— Begin Given information —

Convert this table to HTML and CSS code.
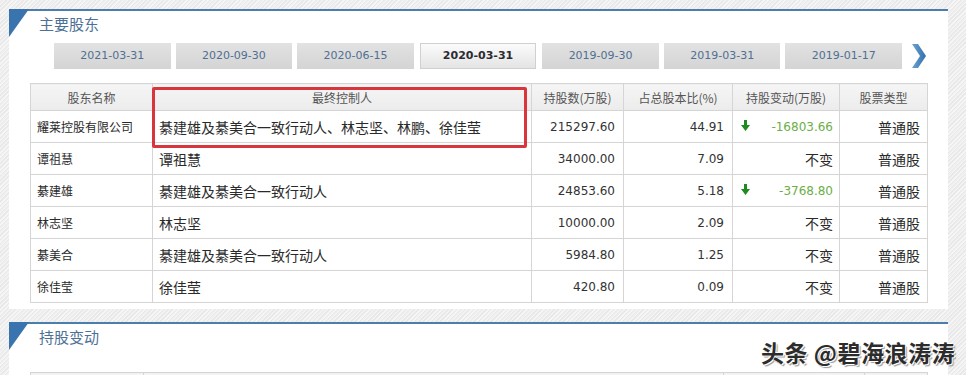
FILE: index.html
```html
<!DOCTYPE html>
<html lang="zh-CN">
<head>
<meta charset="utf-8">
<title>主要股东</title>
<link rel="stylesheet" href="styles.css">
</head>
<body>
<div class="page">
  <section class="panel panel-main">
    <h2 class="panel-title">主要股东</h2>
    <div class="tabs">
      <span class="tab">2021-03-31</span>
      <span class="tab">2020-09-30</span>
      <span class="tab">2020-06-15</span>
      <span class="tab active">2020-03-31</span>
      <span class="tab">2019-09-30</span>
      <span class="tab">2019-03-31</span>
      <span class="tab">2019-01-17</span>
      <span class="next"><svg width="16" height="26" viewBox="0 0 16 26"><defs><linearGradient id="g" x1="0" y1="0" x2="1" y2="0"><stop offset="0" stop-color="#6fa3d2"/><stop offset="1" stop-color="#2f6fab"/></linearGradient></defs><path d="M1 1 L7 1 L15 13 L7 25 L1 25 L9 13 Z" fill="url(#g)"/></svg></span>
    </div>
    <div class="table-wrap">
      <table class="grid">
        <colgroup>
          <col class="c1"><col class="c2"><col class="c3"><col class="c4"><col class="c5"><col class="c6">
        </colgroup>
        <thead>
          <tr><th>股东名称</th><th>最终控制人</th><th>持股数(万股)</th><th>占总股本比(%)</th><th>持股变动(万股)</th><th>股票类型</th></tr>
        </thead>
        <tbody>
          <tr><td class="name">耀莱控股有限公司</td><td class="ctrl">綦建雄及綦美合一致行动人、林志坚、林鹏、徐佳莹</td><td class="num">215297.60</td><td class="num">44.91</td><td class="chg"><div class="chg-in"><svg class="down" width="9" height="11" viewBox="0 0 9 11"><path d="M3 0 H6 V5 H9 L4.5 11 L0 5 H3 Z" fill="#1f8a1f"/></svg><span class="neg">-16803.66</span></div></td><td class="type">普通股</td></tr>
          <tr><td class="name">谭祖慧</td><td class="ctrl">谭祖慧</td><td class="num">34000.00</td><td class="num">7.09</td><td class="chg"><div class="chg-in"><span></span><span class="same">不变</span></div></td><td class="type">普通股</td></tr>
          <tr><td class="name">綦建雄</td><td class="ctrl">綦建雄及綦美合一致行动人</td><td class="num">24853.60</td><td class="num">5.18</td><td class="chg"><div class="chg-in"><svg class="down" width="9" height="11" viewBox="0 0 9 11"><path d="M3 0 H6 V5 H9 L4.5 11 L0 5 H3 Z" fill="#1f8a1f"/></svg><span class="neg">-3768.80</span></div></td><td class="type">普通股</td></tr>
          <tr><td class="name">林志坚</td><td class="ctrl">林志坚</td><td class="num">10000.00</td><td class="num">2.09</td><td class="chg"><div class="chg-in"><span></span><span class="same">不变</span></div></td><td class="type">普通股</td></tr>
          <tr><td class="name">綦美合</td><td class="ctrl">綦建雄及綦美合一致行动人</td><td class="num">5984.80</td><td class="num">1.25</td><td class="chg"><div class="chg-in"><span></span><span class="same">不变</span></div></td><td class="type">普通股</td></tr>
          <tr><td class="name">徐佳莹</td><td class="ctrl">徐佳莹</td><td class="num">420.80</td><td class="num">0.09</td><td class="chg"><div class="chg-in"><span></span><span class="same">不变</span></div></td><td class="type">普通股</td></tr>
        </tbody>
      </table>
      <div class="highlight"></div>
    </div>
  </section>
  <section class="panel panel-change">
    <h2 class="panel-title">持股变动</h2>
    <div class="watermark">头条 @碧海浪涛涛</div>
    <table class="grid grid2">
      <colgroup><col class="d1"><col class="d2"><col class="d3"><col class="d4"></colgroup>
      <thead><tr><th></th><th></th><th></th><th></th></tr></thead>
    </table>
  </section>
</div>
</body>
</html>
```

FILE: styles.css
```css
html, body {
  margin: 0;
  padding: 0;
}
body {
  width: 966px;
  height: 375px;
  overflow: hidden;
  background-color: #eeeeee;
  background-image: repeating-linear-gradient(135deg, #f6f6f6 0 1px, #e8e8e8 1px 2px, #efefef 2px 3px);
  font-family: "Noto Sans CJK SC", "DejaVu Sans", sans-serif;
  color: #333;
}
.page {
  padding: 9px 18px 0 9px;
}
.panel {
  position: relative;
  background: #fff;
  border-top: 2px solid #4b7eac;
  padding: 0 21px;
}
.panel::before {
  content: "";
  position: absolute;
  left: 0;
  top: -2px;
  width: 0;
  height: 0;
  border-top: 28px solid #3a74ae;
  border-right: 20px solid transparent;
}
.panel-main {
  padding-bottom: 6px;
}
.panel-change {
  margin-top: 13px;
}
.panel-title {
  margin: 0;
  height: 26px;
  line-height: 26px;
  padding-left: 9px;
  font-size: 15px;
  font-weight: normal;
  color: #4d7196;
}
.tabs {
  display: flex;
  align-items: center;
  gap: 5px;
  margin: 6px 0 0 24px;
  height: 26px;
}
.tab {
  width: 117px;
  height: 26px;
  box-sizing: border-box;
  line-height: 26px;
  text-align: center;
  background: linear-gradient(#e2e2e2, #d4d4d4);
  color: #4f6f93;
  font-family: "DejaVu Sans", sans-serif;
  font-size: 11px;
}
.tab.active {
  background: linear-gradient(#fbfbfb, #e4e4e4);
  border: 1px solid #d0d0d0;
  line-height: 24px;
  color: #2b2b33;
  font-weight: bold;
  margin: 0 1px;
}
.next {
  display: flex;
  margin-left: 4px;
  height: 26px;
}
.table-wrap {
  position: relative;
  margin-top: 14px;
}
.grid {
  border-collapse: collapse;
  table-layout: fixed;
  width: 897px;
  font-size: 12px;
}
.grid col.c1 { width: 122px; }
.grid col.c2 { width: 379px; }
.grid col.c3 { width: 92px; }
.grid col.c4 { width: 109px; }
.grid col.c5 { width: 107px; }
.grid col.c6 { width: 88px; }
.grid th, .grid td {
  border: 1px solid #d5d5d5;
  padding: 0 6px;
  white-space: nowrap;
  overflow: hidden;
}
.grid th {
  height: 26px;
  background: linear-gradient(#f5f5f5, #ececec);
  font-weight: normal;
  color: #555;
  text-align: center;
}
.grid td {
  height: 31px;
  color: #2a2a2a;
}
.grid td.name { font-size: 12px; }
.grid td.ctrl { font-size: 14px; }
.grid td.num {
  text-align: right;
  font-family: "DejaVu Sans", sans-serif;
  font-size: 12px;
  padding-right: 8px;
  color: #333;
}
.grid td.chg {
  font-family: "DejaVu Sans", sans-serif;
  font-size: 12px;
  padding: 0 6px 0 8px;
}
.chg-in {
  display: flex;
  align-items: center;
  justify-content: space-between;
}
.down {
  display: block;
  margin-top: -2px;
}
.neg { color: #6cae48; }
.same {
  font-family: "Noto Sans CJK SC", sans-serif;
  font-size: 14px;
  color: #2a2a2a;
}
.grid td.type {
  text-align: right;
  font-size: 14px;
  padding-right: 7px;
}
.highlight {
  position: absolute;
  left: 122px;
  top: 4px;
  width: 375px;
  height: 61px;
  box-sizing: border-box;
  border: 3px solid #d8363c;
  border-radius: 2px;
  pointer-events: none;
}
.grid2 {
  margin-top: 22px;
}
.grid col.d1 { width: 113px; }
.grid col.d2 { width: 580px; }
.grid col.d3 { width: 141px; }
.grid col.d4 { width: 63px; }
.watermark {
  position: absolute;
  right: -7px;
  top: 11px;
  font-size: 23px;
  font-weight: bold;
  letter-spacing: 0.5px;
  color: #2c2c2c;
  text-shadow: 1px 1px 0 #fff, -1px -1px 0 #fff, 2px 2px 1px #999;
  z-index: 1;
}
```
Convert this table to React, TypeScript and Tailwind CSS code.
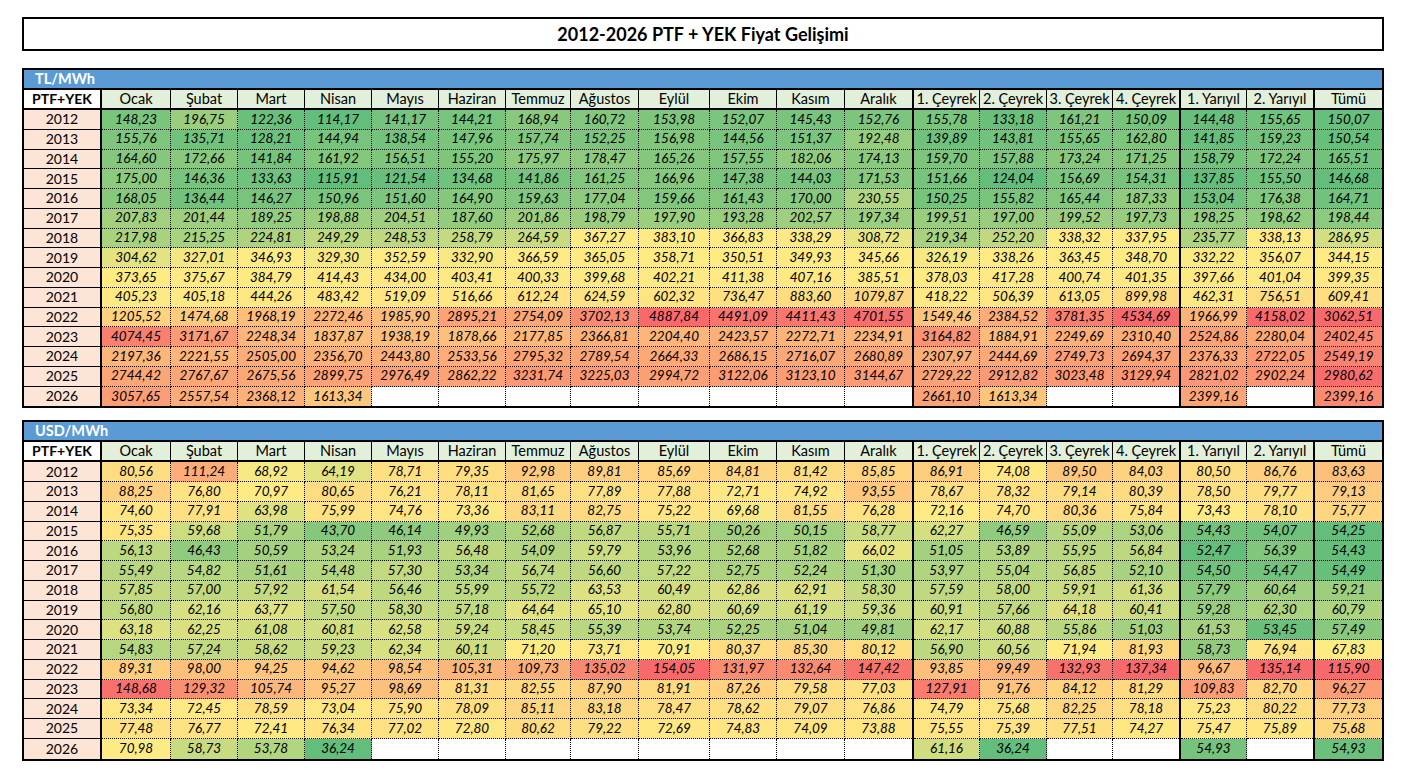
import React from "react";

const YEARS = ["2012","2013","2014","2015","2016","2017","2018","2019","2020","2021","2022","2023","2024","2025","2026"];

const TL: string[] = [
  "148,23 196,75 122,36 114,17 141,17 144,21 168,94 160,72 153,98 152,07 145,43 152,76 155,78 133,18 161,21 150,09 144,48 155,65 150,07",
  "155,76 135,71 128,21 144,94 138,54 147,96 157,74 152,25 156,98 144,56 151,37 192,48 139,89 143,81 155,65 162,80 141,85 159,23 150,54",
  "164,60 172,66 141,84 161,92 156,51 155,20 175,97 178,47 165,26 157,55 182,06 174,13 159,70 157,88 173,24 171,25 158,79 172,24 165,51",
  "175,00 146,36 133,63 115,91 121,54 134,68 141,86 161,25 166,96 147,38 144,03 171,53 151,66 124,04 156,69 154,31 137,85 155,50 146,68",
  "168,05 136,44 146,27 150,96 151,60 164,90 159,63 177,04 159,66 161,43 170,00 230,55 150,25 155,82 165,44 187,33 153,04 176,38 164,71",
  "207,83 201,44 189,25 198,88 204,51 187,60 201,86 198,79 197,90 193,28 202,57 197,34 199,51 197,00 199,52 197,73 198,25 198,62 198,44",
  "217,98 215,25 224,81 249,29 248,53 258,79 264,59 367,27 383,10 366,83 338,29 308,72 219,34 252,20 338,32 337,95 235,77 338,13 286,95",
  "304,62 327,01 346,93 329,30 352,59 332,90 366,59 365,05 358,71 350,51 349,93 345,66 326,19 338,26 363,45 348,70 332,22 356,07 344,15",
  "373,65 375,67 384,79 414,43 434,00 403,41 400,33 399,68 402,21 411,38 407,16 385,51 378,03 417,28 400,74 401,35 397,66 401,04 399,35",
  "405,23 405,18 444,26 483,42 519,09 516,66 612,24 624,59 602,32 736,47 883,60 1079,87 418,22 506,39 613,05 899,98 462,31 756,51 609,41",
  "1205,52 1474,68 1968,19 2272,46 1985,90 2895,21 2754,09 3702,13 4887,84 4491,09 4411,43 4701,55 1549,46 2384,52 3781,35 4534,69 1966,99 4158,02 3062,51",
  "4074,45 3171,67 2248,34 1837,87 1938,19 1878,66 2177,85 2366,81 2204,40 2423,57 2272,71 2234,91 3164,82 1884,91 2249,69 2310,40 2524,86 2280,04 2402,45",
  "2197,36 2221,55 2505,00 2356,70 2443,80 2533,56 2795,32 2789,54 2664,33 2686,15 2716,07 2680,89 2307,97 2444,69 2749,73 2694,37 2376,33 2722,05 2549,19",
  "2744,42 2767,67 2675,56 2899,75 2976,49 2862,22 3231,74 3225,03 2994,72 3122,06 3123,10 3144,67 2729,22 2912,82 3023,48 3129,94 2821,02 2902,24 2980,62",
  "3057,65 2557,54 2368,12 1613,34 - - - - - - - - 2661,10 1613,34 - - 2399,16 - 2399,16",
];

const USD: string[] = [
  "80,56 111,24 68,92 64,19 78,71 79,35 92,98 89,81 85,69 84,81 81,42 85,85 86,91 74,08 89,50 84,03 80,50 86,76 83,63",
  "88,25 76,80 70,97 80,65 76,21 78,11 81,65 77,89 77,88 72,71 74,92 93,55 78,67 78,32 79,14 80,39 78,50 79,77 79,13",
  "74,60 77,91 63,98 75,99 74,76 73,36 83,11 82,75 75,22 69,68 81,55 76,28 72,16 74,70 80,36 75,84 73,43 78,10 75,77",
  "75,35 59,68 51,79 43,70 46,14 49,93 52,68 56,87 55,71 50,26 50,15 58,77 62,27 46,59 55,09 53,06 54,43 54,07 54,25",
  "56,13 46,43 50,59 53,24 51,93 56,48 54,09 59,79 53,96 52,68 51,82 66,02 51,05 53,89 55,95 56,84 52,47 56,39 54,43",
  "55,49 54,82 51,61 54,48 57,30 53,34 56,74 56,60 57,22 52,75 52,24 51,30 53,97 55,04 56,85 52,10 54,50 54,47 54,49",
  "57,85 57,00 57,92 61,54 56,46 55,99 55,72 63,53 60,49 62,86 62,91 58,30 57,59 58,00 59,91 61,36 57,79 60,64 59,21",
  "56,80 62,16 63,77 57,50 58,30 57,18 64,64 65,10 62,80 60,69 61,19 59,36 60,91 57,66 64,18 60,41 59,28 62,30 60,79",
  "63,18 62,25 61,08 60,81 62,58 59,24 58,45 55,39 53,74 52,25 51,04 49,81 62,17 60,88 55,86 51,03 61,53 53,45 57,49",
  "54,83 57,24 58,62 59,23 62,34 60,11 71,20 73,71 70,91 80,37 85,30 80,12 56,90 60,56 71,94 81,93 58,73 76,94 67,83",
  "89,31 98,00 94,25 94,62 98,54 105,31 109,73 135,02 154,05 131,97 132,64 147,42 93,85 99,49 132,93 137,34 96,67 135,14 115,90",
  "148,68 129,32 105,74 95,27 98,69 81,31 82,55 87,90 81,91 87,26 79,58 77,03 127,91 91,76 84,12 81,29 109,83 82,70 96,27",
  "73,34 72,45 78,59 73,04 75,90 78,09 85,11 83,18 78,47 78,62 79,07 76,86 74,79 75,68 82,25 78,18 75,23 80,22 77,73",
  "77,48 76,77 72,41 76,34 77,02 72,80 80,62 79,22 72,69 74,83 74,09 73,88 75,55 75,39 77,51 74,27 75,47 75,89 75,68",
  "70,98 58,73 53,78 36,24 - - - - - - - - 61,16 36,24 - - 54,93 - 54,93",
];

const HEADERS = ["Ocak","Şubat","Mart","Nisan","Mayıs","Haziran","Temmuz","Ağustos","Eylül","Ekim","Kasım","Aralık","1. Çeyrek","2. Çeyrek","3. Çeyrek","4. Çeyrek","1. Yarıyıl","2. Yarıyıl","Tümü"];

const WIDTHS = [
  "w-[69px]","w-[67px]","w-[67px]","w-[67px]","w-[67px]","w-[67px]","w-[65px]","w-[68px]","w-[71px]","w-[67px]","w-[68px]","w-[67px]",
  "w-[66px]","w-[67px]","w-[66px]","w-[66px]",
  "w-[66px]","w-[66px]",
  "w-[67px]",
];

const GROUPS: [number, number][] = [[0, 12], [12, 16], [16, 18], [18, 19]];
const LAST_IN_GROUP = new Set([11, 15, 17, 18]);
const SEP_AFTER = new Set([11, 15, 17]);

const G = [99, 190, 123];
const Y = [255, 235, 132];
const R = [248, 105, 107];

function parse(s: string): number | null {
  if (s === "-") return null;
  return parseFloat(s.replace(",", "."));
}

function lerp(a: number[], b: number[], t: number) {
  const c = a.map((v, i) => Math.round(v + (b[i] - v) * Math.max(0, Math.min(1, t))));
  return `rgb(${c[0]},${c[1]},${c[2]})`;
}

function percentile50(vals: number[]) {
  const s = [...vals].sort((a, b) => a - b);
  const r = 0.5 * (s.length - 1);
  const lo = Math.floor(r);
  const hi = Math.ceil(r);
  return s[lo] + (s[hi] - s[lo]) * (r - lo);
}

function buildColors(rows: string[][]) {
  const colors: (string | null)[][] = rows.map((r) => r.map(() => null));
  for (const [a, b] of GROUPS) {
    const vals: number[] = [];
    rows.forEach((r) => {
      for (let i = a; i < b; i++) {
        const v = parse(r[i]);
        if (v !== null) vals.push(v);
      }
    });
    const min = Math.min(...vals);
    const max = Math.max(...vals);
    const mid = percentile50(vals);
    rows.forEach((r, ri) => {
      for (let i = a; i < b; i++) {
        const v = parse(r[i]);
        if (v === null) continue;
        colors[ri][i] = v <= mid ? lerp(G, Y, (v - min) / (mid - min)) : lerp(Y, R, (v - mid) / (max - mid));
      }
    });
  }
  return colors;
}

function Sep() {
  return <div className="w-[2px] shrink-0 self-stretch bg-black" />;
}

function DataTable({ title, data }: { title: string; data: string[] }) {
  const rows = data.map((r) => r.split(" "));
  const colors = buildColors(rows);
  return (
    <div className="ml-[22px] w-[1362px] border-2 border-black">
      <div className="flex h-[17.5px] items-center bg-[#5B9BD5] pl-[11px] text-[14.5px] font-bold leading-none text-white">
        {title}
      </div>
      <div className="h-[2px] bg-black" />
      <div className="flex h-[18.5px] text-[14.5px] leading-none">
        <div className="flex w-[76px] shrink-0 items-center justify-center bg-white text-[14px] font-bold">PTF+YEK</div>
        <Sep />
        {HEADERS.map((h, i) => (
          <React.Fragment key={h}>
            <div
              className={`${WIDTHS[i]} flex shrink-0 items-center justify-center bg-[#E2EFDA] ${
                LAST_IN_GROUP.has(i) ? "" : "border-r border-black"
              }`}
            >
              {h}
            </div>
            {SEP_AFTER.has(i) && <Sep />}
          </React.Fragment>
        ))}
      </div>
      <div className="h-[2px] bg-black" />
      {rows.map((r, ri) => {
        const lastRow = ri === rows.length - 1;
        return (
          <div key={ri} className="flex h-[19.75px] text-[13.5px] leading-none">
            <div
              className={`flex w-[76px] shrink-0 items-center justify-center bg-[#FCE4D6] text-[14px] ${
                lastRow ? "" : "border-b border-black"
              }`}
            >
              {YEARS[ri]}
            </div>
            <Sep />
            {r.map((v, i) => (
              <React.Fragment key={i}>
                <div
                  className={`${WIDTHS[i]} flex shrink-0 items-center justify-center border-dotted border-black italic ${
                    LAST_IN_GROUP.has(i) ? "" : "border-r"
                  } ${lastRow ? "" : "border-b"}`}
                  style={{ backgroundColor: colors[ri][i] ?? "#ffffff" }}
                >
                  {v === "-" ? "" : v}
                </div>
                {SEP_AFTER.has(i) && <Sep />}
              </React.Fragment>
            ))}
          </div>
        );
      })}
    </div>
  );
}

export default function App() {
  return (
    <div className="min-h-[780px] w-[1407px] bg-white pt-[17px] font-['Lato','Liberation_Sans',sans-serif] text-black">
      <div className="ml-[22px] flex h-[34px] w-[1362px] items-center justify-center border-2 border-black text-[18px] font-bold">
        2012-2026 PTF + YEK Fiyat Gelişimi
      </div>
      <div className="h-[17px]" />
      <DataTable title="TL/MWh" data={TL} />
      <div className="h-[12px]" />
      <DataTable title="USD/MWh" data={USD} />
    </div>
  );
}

— End Given information —

■ Short problem: Within the records, how many lines include "code"? The answer is the number and nothing else.

■ Exercise answer: 2